Prevalence of Canine Coronavirus and Parvovirus Infections in Dogs with Gastroenteritis in Thailand
The aim of this study is to evaluate the prevalence of CCV and CPV-2 infections in gastroenteritic dogs by using seminested PCR to detect CCV RNA and CPV-2 DNA in fecal specimens derived from gastroenteritic dogs and healthy dogs.
Materials & Methods
Seventy fecal samples from dogs with signs of gastroenteritis (vomiting and diarrhea), twenty-five fecal samples from healthy dogs and one CPV-2 vaccine strain were amplified by semi-nested polymerase chain reaction (PCR), aimed at specifically studying the gene encoding the most abundant capsid protein VP2 of CPV-2 and spike protein of CCV.
Positive specimens comprised 44 samples (62.8%) and 9 samples (12.8%) for CPV-2 and CCV, respectively.
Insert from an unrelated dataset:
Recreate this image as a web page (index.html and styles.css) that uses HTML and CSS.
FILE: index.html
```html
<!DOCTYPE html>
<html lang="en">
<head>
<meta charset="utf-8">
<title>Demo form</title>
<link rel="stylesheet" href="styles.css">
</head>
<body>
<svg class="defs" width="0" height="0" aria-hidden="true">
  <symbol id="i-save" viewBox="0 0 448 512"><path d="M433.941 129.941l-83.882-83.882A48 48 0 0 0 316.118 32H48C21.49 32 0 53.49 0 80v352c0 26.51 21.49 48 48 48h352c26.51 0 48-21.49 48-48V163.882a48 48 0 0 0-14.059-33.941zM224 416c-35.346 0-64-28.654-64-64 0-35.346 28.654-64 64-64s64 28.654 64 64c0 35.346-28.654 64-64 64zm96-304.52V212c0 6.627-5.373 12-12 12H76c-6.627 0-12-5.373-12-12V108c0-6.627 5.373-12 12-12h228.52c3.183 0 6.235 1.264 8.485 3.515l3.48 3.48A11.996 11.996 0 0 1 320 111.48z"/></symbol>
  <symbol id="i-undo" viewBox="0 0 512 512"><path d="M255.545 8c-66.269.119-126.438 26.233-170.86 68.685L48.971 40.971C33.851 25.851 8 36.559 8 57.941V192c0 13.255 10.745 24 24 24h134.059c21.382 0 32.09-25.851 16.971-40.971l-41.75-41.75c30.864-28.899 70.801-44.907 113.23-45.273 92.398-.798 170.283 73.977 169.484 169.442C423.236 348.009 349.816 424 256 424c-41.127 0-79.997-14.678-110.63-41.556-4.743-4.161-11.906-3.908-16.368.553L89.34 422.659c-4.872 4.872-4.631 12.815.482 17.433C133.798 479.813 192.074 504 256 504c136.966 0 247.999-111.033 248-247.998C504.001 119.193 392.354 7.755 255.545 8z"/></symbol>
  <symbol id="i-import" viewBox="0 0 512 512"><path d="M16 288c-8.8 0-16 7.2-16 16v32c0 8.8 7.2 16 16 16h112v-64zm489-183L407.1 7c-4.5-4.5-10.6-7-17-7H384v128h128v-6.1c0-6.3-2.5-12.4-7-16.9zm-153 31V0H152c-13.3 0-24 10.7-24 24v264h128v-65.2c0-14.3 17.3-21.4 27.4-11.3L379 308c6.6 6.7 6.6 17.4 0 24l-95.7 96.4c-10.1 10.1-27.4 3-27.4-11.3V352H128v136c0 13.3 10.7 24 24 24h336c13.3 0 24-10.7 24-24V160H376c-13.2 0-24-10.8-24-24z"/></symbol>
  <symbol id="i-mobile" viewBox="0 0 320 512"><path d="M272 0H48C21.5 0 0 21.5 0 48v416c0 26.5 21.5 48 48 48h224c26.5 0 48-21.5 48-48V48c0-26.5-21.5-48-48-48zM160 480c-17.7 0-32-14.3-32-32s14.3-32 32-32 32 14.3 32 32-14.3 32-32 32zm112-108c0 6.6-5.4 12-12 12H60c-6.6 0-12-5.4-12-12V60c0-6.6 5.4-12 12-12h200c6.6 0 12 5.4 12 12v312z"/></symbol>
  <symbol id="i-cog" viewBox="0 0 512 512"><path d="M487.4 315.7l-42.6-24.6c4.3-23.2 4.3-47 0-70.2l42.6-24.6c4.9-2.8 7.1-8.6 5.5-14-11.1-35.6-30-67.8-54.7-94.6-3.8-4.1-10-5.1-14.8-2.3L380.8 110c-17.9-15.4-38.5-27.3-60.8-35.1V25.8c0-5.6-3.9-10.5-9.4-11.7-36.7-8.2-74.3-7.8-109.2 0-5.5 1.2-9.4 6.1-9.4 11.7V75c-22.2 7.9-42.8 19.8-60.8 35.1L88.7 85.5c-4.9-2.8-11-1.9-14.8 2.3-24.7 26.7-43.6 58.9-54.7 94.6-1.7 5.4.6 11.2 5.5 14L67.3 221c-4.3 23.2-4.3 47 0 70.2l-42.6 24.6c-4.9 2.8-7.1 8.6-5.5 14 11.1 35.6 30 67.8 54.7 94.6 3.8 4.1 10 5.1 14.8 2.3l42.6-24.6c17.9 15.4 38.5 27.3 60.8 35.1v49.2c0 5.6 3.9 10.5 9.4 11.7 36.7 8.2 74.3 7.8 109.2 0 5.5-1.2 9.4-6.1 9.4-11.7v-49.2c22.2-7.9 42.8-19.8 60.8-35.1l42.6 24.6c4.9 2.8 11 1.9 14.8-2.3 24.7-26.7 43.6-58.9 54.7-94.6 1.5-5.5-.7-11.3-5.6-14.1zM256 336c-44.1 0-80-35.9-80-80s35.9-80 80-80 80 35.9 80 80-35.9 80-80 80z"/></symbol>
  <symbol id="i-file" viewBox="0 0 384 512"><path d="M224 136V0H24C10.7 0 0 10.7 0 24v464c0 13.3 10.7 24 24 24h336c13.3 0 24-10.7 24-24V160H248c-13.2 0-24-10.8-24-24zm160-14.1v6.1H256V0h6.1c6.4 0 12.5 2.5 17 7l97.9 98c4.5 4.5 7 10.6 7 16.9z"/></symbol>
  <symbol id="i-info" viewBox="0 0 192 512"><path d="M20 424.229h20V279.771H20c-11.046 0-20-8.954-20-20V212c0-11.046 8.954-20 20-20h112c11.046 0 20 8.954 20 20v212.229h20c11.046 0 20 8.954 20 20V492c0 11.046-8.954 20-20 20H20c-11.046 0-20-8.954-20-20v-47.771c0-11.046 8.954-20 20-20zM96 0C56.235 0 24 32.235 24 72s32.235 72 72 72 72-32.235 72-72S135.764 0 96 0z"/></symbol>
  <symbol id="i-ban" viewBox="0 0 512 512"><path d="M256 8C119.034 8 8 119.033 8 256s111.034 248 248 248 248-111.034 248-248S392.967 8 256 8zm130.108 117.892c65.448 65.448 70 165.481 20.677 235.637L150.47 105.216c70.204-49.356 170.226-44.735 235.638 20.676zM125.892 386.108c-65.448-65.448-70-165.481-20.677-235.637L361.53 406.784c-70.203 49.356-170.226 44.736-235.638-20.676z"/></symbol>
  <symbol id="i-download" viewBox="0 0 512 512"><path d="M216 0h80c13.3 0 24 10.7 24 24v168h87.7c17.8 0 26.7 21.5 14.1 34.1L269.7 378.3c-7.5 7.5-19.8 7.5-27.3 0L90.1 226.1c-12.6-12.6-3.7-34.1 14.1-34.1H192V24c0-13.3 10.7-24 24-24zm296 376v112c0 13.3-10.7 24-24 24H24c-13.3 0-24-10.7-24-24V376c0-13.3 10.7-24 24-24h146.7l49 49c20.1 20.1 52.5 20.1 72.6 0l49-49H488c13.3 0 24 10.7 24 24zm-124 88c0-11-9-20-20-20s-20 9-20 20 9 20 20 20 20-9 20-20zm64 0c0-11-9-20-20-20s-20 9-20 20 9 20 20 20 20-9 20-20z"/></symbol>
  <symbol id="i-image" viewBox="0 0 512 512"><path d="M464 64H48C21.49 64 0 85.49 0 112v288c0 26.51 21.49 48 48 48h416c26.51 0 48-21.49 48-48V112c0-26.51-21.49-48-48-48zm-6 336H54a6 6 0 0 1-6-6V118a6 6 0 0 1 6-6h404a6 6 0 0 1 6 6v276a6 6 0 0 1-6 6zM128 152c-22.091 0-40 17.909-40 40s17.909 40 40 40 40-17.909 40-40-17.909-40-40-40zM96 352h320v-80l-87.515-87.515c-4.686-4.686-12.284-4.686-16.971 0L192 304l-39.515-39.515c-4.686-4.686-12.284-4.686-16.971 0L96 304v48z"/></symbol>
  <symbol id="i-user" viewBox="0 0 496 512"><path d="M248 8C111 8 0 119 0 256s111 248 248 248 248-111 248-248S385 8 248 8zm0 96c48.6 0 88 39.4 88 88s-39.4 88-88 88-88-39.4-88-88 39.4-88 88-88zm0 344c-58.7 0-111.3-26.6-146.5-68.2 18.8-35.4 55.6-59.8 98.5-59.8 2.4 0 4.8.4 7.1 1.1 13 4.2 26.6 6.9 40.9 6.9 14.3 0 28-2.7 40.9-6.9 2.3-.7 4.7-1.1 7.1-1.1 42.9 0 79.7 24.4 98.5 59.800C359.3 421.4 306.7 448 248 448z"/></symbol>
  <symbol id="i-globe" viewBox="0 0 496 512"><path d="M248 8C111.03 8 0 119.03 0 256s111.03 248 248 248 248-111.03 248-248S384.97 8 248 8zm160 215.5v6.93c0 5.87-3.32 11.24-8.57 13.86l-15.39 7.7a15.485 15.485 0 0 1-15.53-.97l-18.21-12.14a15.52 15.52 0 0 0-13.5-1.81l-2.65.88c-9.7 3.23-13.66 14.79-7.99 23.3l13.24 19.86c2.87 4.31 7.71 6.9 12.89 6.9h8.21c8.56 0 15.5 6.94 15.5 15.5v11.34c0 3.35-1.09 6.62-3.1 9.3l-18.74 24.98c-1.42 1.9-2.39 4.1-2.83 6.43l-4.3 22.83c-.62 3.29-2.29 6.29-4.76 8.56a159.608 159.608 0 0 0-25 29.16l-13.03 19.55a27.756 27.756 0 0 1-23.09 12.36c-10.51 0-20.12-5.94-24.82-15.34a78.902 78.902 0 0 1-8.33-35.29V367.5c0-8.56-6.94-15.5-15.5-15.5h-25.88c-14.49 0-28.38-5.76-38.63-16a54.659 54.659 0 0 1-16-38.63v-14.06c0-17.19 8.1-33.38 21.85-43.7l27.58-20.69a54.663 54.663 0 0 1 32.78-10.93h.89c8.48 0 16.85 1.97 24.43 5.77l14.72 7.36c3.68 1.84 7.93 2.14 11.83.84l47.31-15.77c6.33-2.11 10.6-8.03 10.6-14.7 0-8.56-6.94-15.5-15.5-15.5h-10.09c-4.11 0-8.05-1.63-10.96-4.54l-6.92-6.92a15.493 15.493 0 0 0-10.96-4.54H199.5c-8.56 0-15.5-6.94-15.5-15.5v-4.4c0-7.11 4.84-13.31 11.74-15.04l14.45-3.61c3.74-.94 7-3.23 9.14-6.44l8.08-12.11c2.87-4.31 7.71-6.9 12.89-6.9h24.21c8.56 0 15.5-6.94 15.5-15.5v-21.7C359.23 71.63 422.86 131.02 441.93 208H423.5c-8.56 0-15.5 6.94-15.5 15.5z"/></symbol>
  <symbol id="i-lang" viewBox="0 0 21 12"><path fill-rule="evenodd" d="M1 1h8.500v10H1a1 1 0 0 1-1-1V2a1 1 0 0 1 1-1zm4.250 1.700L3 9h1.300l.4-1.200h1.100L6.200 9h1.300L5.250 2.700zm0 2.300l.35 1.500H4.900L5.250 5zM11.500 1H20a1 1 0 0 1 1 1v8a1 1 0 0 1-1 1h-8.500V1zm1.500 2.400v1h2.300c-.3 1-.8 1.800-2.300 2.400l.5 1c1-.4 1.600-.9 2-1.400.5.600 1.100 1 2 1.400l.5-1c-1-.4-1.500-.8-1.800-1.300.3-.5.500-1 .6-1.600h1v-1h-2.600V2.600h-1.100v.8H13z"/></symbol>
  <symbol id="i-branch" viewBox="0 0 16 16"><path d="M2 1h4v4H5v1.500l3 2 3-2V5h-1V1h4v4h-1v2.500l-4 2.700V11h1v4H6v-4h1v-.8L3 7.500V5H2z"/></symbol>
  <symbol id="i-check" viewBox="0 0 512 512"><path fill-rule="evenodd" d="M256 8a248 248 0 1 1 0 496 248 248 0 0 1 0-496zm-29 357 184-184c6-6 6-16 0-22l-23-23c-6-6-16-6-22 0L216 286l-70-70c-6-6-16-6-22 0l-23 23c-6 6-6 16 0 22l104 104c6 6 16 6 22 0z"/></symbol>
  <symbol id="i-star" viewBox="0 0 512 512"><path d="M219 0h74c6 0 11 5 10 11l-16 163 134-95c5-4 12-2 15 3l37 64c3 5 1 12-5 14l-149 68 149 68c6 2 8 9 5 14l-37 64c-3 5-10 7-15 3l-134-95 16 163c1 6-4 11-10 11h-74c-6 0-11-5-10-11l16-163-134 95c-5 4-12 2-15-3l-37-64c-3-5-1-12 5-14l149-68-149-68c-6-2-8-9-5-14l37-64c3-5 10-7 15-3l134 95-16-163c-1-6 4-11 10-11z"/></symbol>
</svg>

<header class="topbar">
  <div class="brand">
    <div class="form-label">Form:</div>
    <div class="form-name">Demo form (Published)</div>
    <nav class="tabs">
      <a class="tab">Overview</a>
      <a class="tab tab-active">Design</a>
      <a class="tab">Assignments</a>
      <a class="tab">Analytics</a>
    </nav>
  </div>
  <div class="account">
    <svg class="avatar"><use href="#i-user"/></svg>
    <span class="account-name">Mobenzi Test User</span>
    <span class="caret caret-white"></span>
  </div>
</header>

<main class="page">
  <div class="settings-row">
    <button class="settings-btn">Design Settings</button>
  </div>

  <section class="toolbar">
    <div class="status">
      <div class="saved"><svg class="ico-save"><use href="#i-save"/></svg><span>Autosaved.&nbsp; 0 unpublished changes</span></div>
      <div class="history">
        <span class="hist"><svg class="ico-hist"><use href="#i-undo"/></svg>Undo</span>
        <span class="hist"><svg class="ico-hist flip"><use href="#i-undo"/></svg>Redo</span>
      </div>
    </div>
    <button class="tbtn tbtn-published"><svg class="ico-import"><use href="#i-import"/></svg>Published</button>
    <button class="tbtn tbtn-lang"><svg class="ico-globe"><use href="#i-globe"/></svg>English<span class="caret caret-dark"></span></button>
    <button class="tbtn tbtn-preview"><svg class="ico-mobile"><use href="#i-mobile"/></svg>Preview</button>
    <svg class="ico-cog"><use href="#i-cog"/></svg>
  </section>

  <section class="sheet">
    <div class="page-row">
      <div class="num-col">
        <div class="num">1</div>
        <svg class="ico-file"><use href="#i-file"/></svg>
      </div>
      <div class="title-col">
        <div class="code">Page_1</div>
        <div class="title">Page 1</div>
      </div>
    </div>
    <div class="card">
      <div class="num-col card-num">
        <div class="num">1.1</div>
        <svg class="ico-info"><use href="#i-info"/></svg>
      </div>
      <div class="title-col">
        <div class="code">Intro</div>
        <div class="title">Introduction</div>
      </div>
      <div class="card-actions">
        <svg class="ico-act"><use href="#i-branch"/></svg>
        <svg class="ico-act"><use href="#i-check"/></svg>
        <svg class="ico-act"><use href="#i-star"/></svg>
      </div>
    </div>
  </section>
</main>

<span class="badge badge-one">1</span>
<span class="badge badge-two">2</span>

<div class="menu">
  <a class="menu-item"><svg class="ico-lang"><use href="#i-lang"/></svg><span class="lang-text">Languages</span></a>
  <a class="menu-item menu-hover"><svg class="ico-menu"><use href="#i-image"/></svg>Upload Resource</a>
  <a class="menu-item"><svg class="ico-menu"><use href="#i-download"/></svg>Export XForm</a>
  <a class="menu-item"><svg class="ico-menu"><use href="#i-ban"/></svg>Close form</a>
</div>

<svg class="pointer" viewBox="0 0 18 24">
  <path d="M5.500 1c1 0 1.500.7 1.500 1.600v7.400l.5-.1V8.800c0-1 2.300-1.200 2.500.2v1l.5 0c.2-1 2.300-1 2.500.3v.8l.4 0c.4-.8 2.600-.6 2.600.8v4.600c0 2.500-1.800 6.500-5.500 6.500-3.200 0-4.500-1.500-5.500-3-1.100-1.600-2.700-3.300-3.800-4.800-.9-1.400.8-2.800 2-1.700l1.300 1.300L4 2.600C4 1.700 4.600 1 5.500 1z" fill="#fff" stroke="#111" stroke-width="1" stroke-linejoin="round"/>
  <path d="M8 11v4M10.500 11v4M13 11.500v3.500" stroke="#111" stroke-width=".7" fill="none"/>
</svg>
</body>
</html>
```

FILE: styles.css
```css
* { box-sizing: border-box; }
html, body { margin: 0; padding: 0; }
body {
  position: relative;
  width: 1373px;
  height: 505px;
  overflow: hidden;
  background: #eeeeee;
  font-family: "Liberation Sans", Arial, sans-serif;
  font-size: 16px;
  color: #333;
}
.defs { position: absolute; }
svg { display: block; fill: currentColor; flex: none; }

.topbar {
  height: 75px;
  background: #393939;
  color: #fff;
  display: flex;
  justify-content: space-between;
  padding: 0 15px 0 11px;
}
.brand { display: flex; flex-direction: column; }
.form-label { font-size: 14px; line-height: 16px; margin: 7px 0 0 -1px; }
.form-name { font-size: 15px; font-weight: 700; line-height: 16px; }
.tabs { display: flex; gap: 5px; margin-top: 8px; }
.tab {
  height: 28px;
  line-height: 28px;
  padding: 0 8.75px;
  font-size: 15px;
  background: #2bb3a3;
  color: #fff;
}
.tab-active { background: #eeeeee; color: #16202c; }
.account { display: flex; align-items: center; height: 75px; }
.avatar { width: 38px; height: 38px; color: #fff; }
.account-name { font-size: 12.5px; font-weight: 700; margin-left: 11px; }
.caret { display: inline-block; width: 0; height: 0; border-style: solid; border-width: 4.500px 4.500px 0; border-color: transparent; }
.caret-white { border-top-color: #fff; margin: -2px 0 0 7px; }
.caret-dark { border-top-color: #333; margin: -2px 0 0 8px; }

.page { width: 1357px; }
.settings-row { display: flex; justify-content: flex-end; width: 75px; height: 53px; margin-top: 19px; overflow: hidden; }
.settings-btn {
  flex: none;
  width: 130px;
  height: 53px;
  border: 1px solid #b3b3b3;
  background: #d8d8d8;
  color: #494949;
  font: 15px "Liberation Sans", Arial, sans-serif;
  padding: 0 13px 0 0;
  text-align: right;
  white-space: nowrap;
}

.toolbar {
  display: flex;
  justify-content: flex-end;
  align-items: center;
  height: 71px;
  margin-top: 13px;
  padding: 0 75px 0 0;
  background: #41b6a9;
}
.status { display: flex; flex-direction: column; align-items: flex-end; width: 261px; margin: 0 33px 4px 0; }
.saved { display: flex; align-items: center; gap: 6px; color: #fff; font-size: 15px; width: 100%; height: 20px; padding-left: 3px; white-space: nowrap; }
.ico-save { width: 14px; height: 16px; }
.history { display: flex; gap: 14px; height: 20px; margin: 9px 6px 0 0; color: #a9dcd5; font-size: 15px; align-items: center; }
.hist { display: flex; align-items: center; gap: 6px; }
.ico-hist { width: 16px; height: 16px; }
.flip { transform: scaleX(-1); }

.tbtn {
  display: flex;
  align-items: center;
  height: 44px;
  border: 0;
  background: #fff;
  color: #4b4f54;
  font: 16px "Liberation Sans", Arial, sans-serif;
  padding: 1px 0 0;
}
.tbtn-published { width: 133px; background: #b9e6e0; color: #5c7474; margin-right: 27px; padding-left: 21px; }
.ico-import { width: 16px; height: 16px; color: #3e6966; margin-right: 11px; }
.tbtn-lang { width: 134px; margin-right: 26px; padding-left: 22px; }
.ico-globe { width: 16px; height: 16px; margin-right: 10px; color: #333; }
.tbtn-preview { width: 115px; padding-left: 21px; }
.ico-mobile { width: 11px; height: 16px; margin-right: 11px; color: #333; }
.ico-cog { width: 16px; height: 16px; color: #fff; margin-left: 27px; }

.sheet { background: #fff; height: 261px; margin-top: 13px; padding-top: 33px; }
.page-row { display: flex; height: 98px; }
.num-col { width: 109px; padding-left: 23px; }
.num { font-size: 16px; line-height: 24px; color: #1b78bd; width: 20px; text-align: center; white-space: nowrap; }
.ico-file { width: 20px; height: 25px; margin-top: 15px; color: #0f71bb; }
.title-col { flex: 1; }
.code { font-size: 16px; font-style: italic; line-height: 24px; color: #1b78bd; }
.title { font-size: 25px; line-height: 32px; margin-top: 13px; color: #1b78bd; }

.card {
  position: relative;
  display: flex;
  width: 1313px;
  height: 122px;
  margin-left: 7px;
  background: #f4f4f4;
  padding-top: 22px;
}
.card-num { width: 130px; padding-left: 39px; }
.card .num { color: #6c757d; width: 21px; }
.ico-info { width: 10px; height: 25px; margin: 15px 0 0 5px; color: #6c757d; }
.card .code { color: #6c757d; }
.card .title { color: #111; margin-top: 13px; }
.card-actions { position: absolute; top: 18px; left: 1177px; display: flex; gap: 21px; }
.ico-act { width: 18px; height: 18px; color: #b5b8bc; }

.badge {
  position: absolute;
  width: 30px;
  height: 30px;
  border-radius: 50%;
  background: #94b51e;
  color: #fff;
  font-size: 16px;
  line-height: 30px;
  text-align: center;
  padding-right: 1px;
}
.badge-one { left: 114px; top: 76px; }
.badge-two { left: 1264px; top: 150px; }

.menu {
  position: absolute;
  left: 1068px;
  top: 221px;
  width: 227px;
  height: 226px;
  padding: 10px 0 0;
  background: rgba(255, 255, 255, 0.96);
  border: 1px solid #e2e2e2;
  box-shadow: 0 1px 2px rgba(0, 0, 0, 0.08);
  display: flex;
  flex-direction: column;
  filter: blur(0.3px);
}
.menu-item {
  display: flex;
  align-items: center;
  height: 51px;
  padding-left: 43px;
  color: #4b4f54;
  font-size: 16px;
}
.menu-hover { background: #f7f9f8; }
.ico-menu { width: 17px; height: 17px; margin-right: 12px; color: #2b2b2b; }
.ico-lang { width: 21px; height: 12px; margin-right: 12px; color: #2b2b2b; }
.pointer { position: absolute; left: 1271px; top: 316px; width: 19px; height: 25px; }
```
In nine CCV positive samples, seven displayed co-infection between CCV and CPV-2. Our CCV sequence (AF482001) showed a 94.9% nucleotide identity to CCV reported in GenBank accession number D13096. High prevalence of CCV and CPV-2 infections was found in 1-2 month- and 3-6 month aged dogs, respectively.
Our principal interest was to use nested-PCR as methods to rapidly differentiate CCV or CPV-2 infections from other canine enteric pathogens, which can cause similar clinical illnesses. Definitive diagnosis is important primarily for epidemic control and preventative measures.